マガ うん、確かに胸躍る光景には違いない。日本が初めて世界に誇れる国になれる瞬間かもしれないからね。でも…、それでも「広島長崎オリンピック」、僕は捨てきれないなあ。
ジン 来月12日にはオバマ大統領が、シンガポールで開かれるAPEC(アジア太平洋経済協力会議)に参加する途中で来日する。とにかくそのときに、なんとしてでもオバマさんを広島長崎に“招致”するべきだと思うよ。もしどうしてもと言うのなら、オリンピック“招致”は、その後で考えても遅くはないと思うんだけど。
マガ なんだか説得されてしまいそうだけど、それとは別に「広島長崎オリンピック」の夢も見たい…。
ジン そういう意見も含めて、我々は、もっとどんどん政府へ注文をつけていい。「首相官邸」というHPがある。そこには「ご意見募集」というコーナーがあってメールできるようになっているから、とりあえず「オバマ大統領を広島長崎へ招待するよう、政府が先頭に立て!」というような意見を書き込んでみたらどうだろう。そんなメールが殺到すれば、鳩山首相も直接オバマさんに「広島か長崎へ同行しましょう」と要請するかもしれない。まあ、これも夢だけど、やってみる価値はあると思うよ。

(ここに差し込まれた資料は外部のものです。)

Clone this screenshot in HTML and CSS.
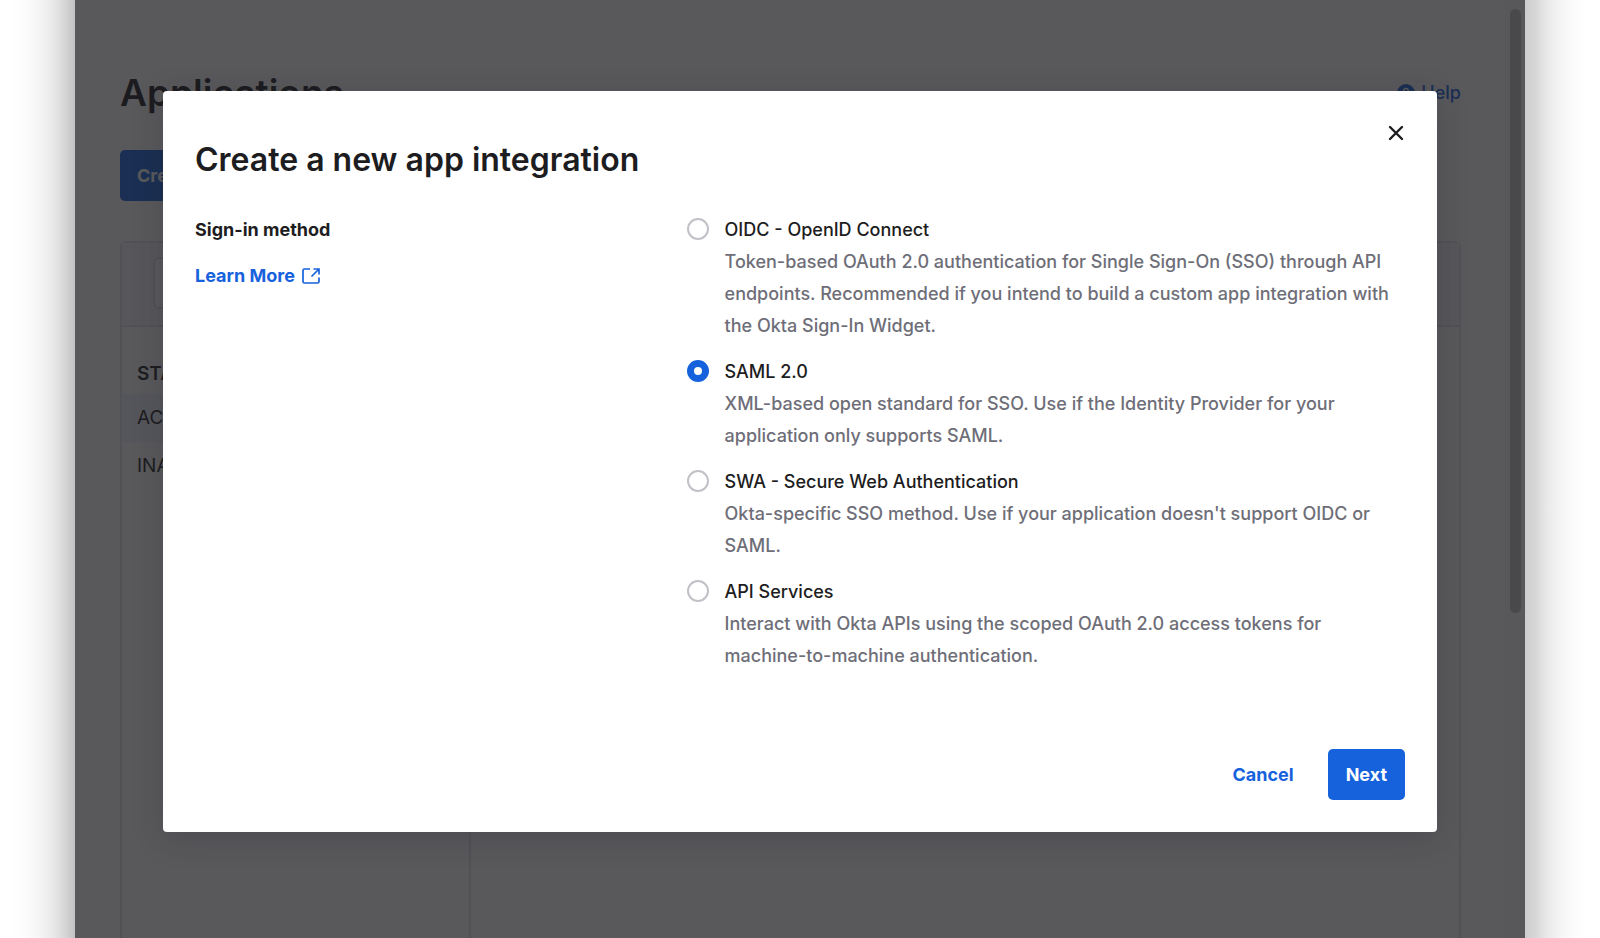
FILE: index.html
```html
<!DOCTYPE html>
<html lang="en">
<head>
<meta charset="utf-8">
<meta name="viewport" content="width=device-width, initial-scale=1">
<title>Create a new app integration</title>
<link rel="stylesheet" href="styles.css">
</head>
<body>
<div class="stage">
  <div class="gutter gutter-left"></div>
  <div class="window">
    <main class="page">
      <header class="page-head">
        <h1 class="page-title">Applications</h1>
        <a class="help" href="#">
          <svg width="18" height="18" viewBox="0 0 18 18" aria-hidden="true"><circle cx="9" cy="9" r="9" fill="#1662dd"/><path d="M6.6 7a2.4 2.4 0 1 1 3.3 2.2c-.6.3-.9.6-.9 1.3M9 12.4v1.4" fill="none" stroke="#fff" stroke-width="1.5"/></svg>
          <span>Help</span>
        </a>
      </header>
      <button class="btn btn-primary btn-create" type="button">Create App Integration</button>
      <section class="card">
        <div class="card-head"><input class="search" type="text" aria-label="Search applications"></div>
        <div class="card-body">
          <nav class="filters">
            <h2 class="filters-title">STATUS</h2>
            <a class="filter filter-active" href="#">ACTIVE</a>
            <a class="filter" href="#">INACTIVE</a>
          </nav>
          <div class="list"></div>
        </div>
      </section>
    </main>
    <div class="scroll-track"><div class="scroll-thumb"></div></div>
    <div class="overlay">
      <form class="modal" role="dialog" aria-labelledby="modal-title">
        <button class="close" type="button" aria-label="Close">
          <svg width="16" height="16" viewBox="0 0 16 16" aria-hidden="true"><path d="M2 2l12 12M14 2L2 14" stroke="#1d1d21" stroke-width="2.4" stroke-linecap="round"/></svg>
        </button>
        <h2 class="modal-title" id="modal-title">Create a new app integration</h2>
        <div class="modal-body">
          <div class="intro">
            <h3 class="intro-title" id="method">Sign-in method</h3>
            <a class="learn" href="#">Learn More
              <svg width="18" height="16" viewBox="0 0 18 16" aria-hidden="true"><path d="M8 1H2.500A1.500 1.500 0 0 0 1 2.500V13.500A1.500 1.500 0 0 0 2.500 15H15.500A1.500 1.500 0 0 0 17 13.500V9.500M11.500 1H17v5.500M16.500 1.500L9.500 8.500" fill="none" stroke="#1662dd" stroke-width="1.7"/></svg>
            </a>
          </div>
          <div class="options" role="radiogroup" aria-labelledby="method">
            <div class="option">
              <input class="radio" type="radio" name="m" id="oidc">
              <div class="option-text">
                <label for="oidc">OIDC - OpenID Connect</label>
                <p>Token-based OAuth 2.0 authentication for Single Sign-On (SSO) through API endpoints. Recommended if you intend to build a custom app integration with the Okta Sign-In Widget.</p>
              </div>
            </div>
            <div class="option">
              <input class="radio" type="radio" name="m" id="saml" checked>
              <div class="option-text">
                <label for="saml">SAML 2.0</label>
                <p>XML-based open standard for SSO. Use if the Identity Provider for your application only supports SAML.</p>
              </div>
            </div>
            <div class="option">
              <input class="radio" type="radio" name="m" id="swa">
              <div class="option-text">
                <label for="swa">SWA - Secure Web Authentication</label>
                <p>Okta-specific SSO method. Use if your application doesn't support OIDC or SAML.</p>
              </div>
            </div>
            <div class="option">
              <input class="radio" type="radio" name="m" id="api">
              <div class="option-text">
                <label for="api">API Services</label>
                <p>Interact with Okta APIs using the scoped OAuth 2.0 access tokens for machine-to-machine authentication.</p>
              </div>
            </div>
          </div>
        </div>
        <div class="modal-foot">
          <button class="btn btn-text" type="button">Cancel</button>
          <button class="btn btn-primary" type="submit">Next</button>
        </div>
      </form>
    </div>
  </div>
  <div class="gutter gutter-right"></div>
</div>
</body>
</html>
```
FILE: styles.css
```css
* { box-sizing: border-box; }
body {
  margin: 0;
  background: #fff;
  color: #1d1d21;
  font-family: Inter, "Liberation Sans", sans-serif;
  font-size: 18px;
  line-height: 32px;
}
h1, h2, h3, p { margin: 0; }
a { color: #1662dd; text-decoration: none; }
button, input { font: inherit; }

.stage { display: flex; height: 100vh; overflow: hidden; }
.gutter {
  flex: 0 0 75px;
  background: linear-gradient(to left, #c2c2c2 0, #d6d6d6 10px, #e9e9e9 22px, #f5f5f5 36px, #fcfcfc 50px, #fff 64px);
}
.gutter-right { background: linear-gradient(to right, #cdcdcd 0, #d6d6d6 10px, #e9e9e9 22px, #f5f5f5 36px, #fcfcfc 50px, #fff 64px); }
.window { position: relative; flex: 1; display: flex; overflow: hidden; }

.page { flex: 1; display: flex; flex-direction: column; padding: 69px 44px 0 45px; }
.page-head { display: flex; justify-content: space-between; align-items: center; height: 48px; }
.page-title { font-size: 37px; line-height: 48px; font-weight: 600; }
.help { display: flex; align-items: center; gap: 6px; font-weight: 500; }
.btn {
  height: 51px;
  padding: 0 18px;
  border: 0;
  border-radius: 5px;
  font-weight: 700;
  white-space: nowrap;
}
.btn-primary { background: #1662dd; color: #fff; }
.btn-text { padding: 0; background: none; color: #1662dd; }
.btn-create { align-self: flex-start; margin-top: 33px; padding: 0 17px; }
.card {
  flex: 1;
  display: flex;
  flex-direction: column;
  margin-top: 40px;
  border: 2px solid #e6e6e9;
  border-bottom: 0;
  border-radius: 6px 6px 0 0;
}
.card-head { padding: 14px 31px 16px; background: #f7f7f9; border-bottom: 2px solid #e4e4e8; }
.search { display: block; width: 400px; height: 52px; border: 2px solid #e1e1e6; border-radius: 6px; background: #fff; }
.card-body { flex: 1; display: grid; grid-template-columns: 349px 1fr; }
.filters { border-right: 2px solid #e6e6e9; padding-top: 31px; font-size: 19px; }
.filters-title { padding: 0 15px; margin-bottom: 4px; font-size: 19px; line-height: 32px; font-weight: 600; }
.filter { display: block; padding: 8px 15px; color: #1d1d21; }
.filter-active { background: #f0f2fc; }
.scroll-track { flex: 0 0 20px; padding: 9px 4px 0 5px; background: #fafafa; }
.scroll-thumb { height: 65%; border-radius: 6px; background: #c1c1c1; }

.overlay { position: absolute; inset: 0; padding: 91px 88px 0; background: rgba(29, 29, 33, 0.735); }
.modal {
  position: relative;
  padding: 47px 32px 32px;
  border-radius: 4px;
  background: #fff;
  box-shadow: 0 6px 32px rgba(29, 29, 33, 0.2);
}
.close { position: absolute; top: 30px; right: 29px; display: flex; padding: 4px; border: 0; background: none; }
.modal-title { font-size: 32px; line-height: 44px; font-weight: 600; }
.modal-body { display: grid; grid-template-columns: minmax(0, 13fr) minmax(0, 19fr); margin-top: 32px; }
.intro { display: flex; flex-direction: column; align-items: flex-start; gap: 14px; }
.intro-title { font-size: 18px; line-height: 32px; font-weight: 700; }
.learn { display: flex; align-items: center; gap: 7px; font-weight: 700; }
.options { display: flex; flex-direction: column; gap: 14px; font-weight: 500; }
.option { display: flex; gap: 16px; }
.option-text { flex: 1; }
.option-text label { display: block; }
.option-text p { color: #6e6e78; }
.radio {
  appearance: none;
  flex: none;
  width: 22px;
  height: 22px;
  margin: 4px 0;
  border: 2px solid #c1c1c8;
  border-radius: 50%;
  background: #fff;
}
.radio:checked { border: 7px solid #1662dd; }
.modal-foot { display: flex; justify-content: flex-end; gap: 34px; margin-top: 77px; }
```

マガ それはいいね。広島長崎でも「オバマさんを現地へ」という声は高いというから、それを応援すればいいよね。
ジン
うん、ついでだから電話やファックス番号もここに記しておこう。どんどん要望すればいいと思うよ。
首相官邸電話 03-3581-0101
ファックス 03-3581-3883
我々の声が届くかどうかも、政権交代効果を知る上でのひとつの指標にはなるかもしれない。